**Directions**
Quote all of the data that follows exactly as written, skipping the images.

**Material provided**
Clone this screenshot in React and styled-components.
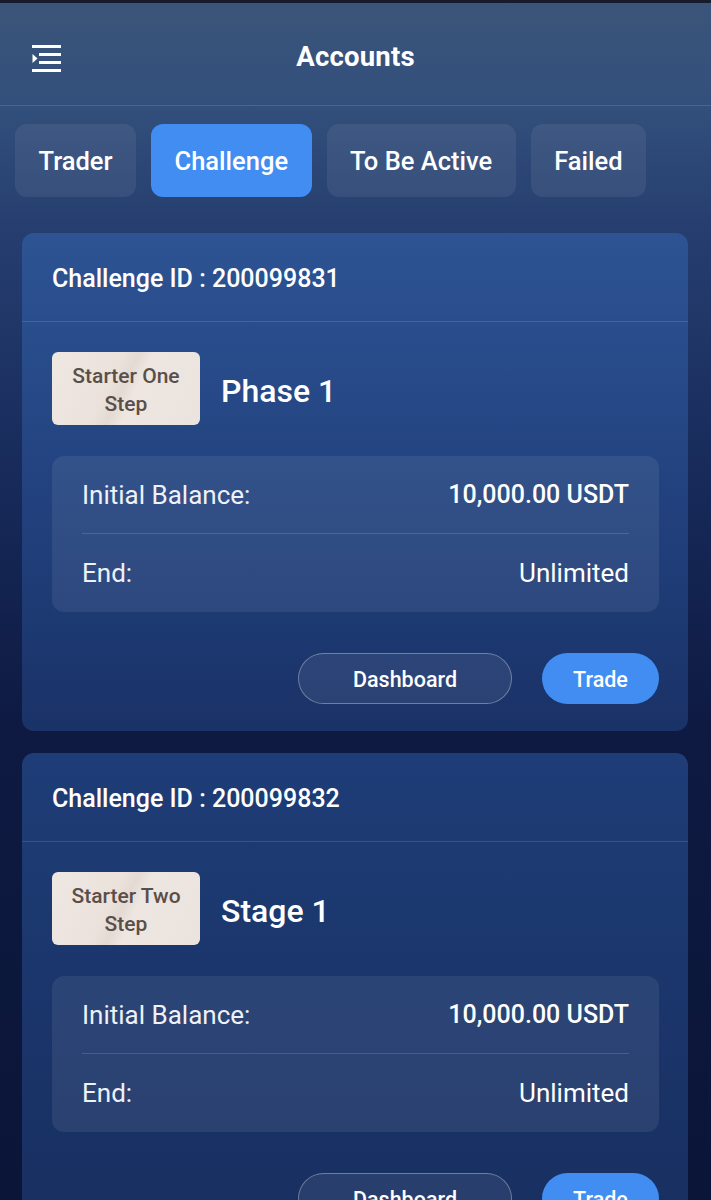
import React from "react";
import styled, { createGlobalStyle } from "styled-components";

const Global = createGlobalStyle`
  * { box-sizing: border-box; }
  html, body { margin: 0; padding: 0; }
  body {
    font-family: Roboto, "Liberation Sans", sans-serif;
    color: #fff;
    min-height: 1200px;
    background: linear-gradient(180deg, #3b5579 0px, #33507c 100px, #263f70 220px, #172a5a 480px, #0e1a42 720px, #0b1538 1200px);
  }
`;

const Page = styled.div`
  width: 711px;
  min-height: 1200px;
  border-top: 3px solid #161c2a;
  display: flex;
  flex-direction: column;
`;

const Header = styled.header`
  height: 103px;
  padding-top: 4px;
  display: flex;
  align-items: center;
  justify-content: center;
  position: relative;
  border-bottom: 1px solid rgba(255, 255, 255, 0.13);
`;

const MenuButton = styled.button`
  position: absolute;
  left: 32px;
  top: 40px;
  width: 30px;
  height: 29px;
  padding: 0;
  border: 0;
  background: none;
  display: flex;
`;

const Title = styled.h1`
  margin: 0;
  font-size: 27.5px;
  font-weight: 700;
  letter-spacing: 0.2px;
  color: #fff;
`;

const Tabs = styled.nav`
  display: flex;
  gap: 15px;
  padding: 18px 15px 0;
`;

const Tab = styled.button`
  height: 73px;
  padding: 0 23.5px;
  border: 0;
  border-radius: 12px;
  font-family: inherit;
  font-size: 25.5px;
  font-weight: 500;
  color: #fff;
  background: ${(p) => (p.$active ? "#418df2" : "rgba(255,255,255,0.07)")};
`;

const List = styled.div`
  display: flex;
  flex-direction: column;
  gap: 22px;
  padding: 36px 23px 0 22px;
`;

const Card = styled.section`
  border-radius: 12px;
  background: linear-gradient(180deg, rgba(59, 120, 210, 0.37), rgba(59, 120, 210, 0.26));
  display: flex;
  flex-direction: column;
`;

const CardHeader = styled.div`
  height: 89px;
  padding: 2px 30px 0;
  display: flex;
  align-items: center;
  font-size: 25px;
  font-weight: 500;
  border-bottom: 1px solid rgba(255, 255, 255, 0.13);
`;

const CardBody = styled.div`
  padding: 30px 29px 27px 30px;
  display: flex;
  flex-direction: column;
`;

const PlanRow = styled.div`
  display: flex;
  align-items: center;
  gap: 21px;
`;

const Badge = styled.div`
  width: 148px;
  height: 73px;
  border-radius: 6px;
  background: linear-gradient(115deg, #efe7e2 0%, #ebe2dc 40%, #e4dad3 48%, #eee6e1 56%, #ebe3dd 100%);
  color: #5a4f48;
  font-size: 21px;
  line-height: 28px;
  font-weight: 500;
  text-align: center;
  display: flex;
  align-items: center;
  justify-content: center;
  padding: 2px 8px 0;
`;

const Phase = styled.div`
  font-size: 32px;
  font-weight: 500;
  padding-top: 4px;
`;

const InfoBox = styled.div`
  margin-top: 31px;
  border-radius: 12px;
  background: rgba(255, 255, 255, 0.075);
  padding: 0 30px;
`;

const InfoRow = styled.div`
  height: 77px;
  display: flex;
  align-items: center;
  justify-content: space-between;
  font-size: 26px;
  & + & {
    border-top: 1px solid rgba(255, 255, 255, 0.14);
    height: 79px;
  }
`;

const Label = styled.span`
  color: #eef1f7;
  font-weight: 400;
`;

const Value = styled.span`
  color: #fff;
  font-weight: ${(p) => (p.$strong ? 500 : 400)};
  font-size: ${(p) => (p.$strong ? "25px" : "26px")};
`;

const Actions = styled.div`
  margin-top: 41px;
  display: flex;
  justify-content: flex-end;
  gap: 30px;
`;

const Pill = styled.button`
  height: 51px;
  width: ${(p) => p.$w}px;
  border-radius: 26px;
  font-family: inherit;
  font-size: 21.5px;
  font-weight: 500;
  padding-top: 3px;
  color: #fff;
  border: ${(p) => (p.$primary ? "0" : "1.5px solid rgba(255,255,255,0.32)")};
  background: ${(p) => (p.$primary ? "#418df2" : "rgba(255,255,255,0.07)")};
`;

const MenuIcon = () => (
  <svg width="30" height="29" viewBox="0 0 30 29" fill="none">
    <g stroke="#fff" strokeWidth="3">
      <line x1="0" y1="3.5" x2="29" y2="3.5" />
      <line x1="7" y1="11.5" x2="29" y2="11.5" />
      <line x1="7" y1="19.5" x2="29" y2="19.5" />
      <line x1="0" y1="27.5" x2="29" y2="27.5" />
    </g>
    <polygon points="0.5,11 5.5,15.5 0.5,20" fill="#fff" />
  </svg>
);

const accounts = [
  { id: "200099831", plan: ["Starter One", "Step"], phase: "Phase 1" },
  { id: "200099832", plan: ["Starter Two", "Step"], phase: "Stage 1" },
];

const tabs = ["Trader", "Challenge", "To Be Active", "Failed"];

export default function App() {
  return (
    <>
      <Global />
      <Page>
        <Header>
          <MenuButton aria-label="menu">
            <MenuIcon />
          </MenuButton>
          <Title>Accounts</Title>
        </Header>
        <Tabs>
          {tabs.map((t) => (
            <Tab key={t} $active={t === "Challenge"}>
              {t}
            </Tab>
          ))}
        </Tabs>
        <List>
          {accounts.map((a) => (
            <Card key={a.id}>
              <CardHeader>Challenge ID : {a.id}</CardHeader>
              <CardBody>
                <PlanRow>
                  <Badge>
                    {a.plan[0]}
                    <br />
                    {a.plan[1]}
                  </Badge>
                  <Phase>{a.phase}</Phase>
                </PlanRow>
                <InfoBox>
                  <InfoRow>
                    <Label>Initial Balance:</Label>
                    <Value $strong>10,000.00 USDT</Value>
                  </InfoRow>
                  <InfoRow>
                    <Label>End:</Label>
                    <Value>Unlimited</Value>
                  </InfoRow>
                </InfoBox>
                <Actions>
                  <Pill $w={214}>Dashboard</Pill>
                  <Pill $w={117} $primary>
                    Trade
                  </Pill>
                </Actions>
              </CardBody>
            </Card>
          ))}
        </List>
      </Page>
    </>
  );
}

**The output**
Clone this screenshot in React and styled-components.
import React from "react";
import styled, { createGlobalStyle } from "styled-components";

const Global = createGlobalStyle`
  * { box-sizing: border-box; }
  html, body { margin: 0; padding: 0; }
  body {
    font-family: Roboto, "Liberation Sans", sans-serif;
    color: #fff;
    min-height: 1200px;
    background: linear-gradient(180deg, #3b5579 0px, #33507c 100px, #263f70 220px, #172a5a 480px, #0e1a42 720px, #0b1538 1200px);
  }
`;

const Page = styled.div`
  width: 711px;
  min-height: 1200px;
  border-top: 3px solid #161c2a;
  display: flex;
  flex-direction: column;
`;

const Header = styled.header`
  height: 103px;
  padding-top: 4px;
  display: flex;
  align-items: center;
  justify-content: center;
  position: relative;
  border-bottom: 1px solid rgba(255, 255, 255, 0.13);
`;

const MenuButton = styled.button`
  position: absolute;
  left: 32px;
  top: 40px;
  width: 30px;
  height: 29px;
  padding: 0;
  border: 0;
  background: none;
  display: flex;
`;

const Title = styled.h1`
  margin: 0;
  font-size: 27.5px;
  font-weight: 700;
  letter-spacing: 0.2px;
  color: #fff;
`;

const Tabs = styled.nav`
  display: flex;
  gap: 15px;
  padding: 18px 15px 0;
`;

const Tab = styled.button`
  height: 73px;
  padding: 0 23.5px;
  border: 0;
  border-radius: 12px;
  font-family: inherit;
  font-size: 25.5px;
  font-weight: 500;
  color: #fff;
  background: ${(p) => (p.$active ? "#418df2" : "rgba(255,255,255,0.07)")};
`;

const List = styled.div`
  display: flex;
  flex-direction: column;
  gap: 22px;
  padding: 36px 23px 0 22px;
`;

const Card = styled.section`
  border-radius: 12px;
  background: linear-gradient(180deg, rgba(59, 120, 210, 0.37), rgba(59, 120, 210, 0.26));
  display: flex;
  flex-direction: column;
`;

const CardHeader = styled.div`
  height: 89px;
  padding: 2px 30px 0;
  display: flex;
  align-items: center;
  font-size: 25px;
  font-weight: 500;
  border-bottom: 1px solid rgba(255, 255, 255, 0.13);
`;

const CardBody = styled.div`
  padding: 30px 29px 27px 30px;
  display: flex;
  flex-direction: column;
`;

const PlanRow = styled.div`
  display: flex;
  align-items: center;
  gap: 21px;
`;

const Badge = styled.div`
  width: 148px;
  height: 73px;
  border-radius: 6px;
  background: linear-gradient(115deg, #efe7e2 0%, #ebe2dc 40%, #e4dad3 48%, #eee6e1 56%, #ebe3dd 100%);
  color: #5a4f48;
  font-size: 21px;
  line-height: 28px;
  font-weight: 500;
  text-align: center;
  display: flex;
  align-items: center;
  justify-content: center;
  padding: 2px 8px 0;
`;

const Phase = styled.div`
  font-size: 32px;
  font-weight: 500;
  padding-top: 4px;
`;

const InfoBox = styled.div`
  margin-top: 31px;
  border-radius: 12px;
  background: rgba(255, 255, 255, 0.075);
  padding: 0 30px;
`;

const InfoRow = styled.div`
  height: 77px;
  display: flex;
  align-items: center;
  justify-content: space-between;
  font-size: 26px;
  & + & {
    border-top: 1px solid rgba(255, 255, 255, 0.14);
    height: 79px;
  }
`;

const Label = styled.span`
  color: #eef1f7;
  font-weight: 400;
`;

const Value = styled.span`
  color: #fff;
  font-weight: ${(p) => (p.$strong ? 500 : 400)};
  font-size: ${(p) => (p.$strong ? "25px" : "26px")};
`;

const Actions = styled.div`
  margin-top: 41px;
  display: flex;
  justify-content: flex-end;
  gap: 30px;
`;

const Pill = styled.button`
  height: 51px;
  width: ${(p) => p.$w}px;
  border-radius: 26px;
  font-family: inherit;
  font-size: 21.5px;
  font-weight: 500;
  padding-top: 3px;
  color: #fff;
  border: ${(p) => (p.$primary ? "0" : "1.5px solid rgba(255,255,255,0.32)")};
  background: ${(p) => (p.$primary ? "#418df2" : "rgba(255,255,255,0.07)")};
`;

const MenuIcon = () => (
  <svg width="30" height="29" viewBox="0 0 30 29" fill="none">
    <g stroke="#fff" strokeWidth="3">
      <line x1="0" y1="3.5" x2="29" y2="3.5" />
      <line x1="7" y1="11.5" x2="29" y2="11.5" />
      <line x1="7" y1="19.5" x2="29" y2="19.5" />
      <line x1="0" y1="27.5" x2="29" y2="27.5" />
    </g>
    <polygon points="0.5,11 5.5,15.5 0.5,20" fill="#fff" />
  </svg>
);

const accounts = [
  { id: "200099831", plan: ["Starter One", "Step"], phase: "Phase 1" },
  { id: "200099832", plan: ["Starter Two", "Step"], phase: "Stage 1" },
];

const tabs = ["Trader", "Challenge", "To Be Active", "Failed"];

export default function App() {
  return (
    <>
      <Global />
      <Page>
        <Header>
          <MenuButton aria-label="menu">
            <MenuIcon />
          </MenuButton>
          <Title>Accounts</Title>
        </Header>
        <Tabs>
          {tabs.map((t) => (
            <Tab key={t} $active={t === "Challenge"}>
              {t}
            </Tab>
          ))}
        </Tabs>
        <List>
          {accounts.map((a) => (
            <Card key={a.id}>
              <CardHeader>Challenge ID : {a.id}</CardHeader>
              <CardBody>
                <PlanRow>
                  <Badge>
                    {a.plan[0]}
                    <br />
                    {a.plan[1]}
                  </Badge>
                  <Phase>{a.phase}</Phase>
                </PlanRow>
                <InfoBox>
                  <InfoRow>
                    <Label>Initial Balance:</Label>
                    <Value $strong>10,000.00 USDT</Value>
                  </InfoRow>
                  <InfoRow>
                    <Label>End:</Label>
                    <Value>Unlimited</Value>
                  </InfoRow>
                </InfoBox>
                <Actions>
                  <Pill $w={214}>Dashboard</Pill>
                  <Pill $w={117} $primary>
                    Trade
                  </Pill>
                </Actions>
              </CardBody>
            </Card>
          ))}
        </List>
      </Page>
    </>
  );
}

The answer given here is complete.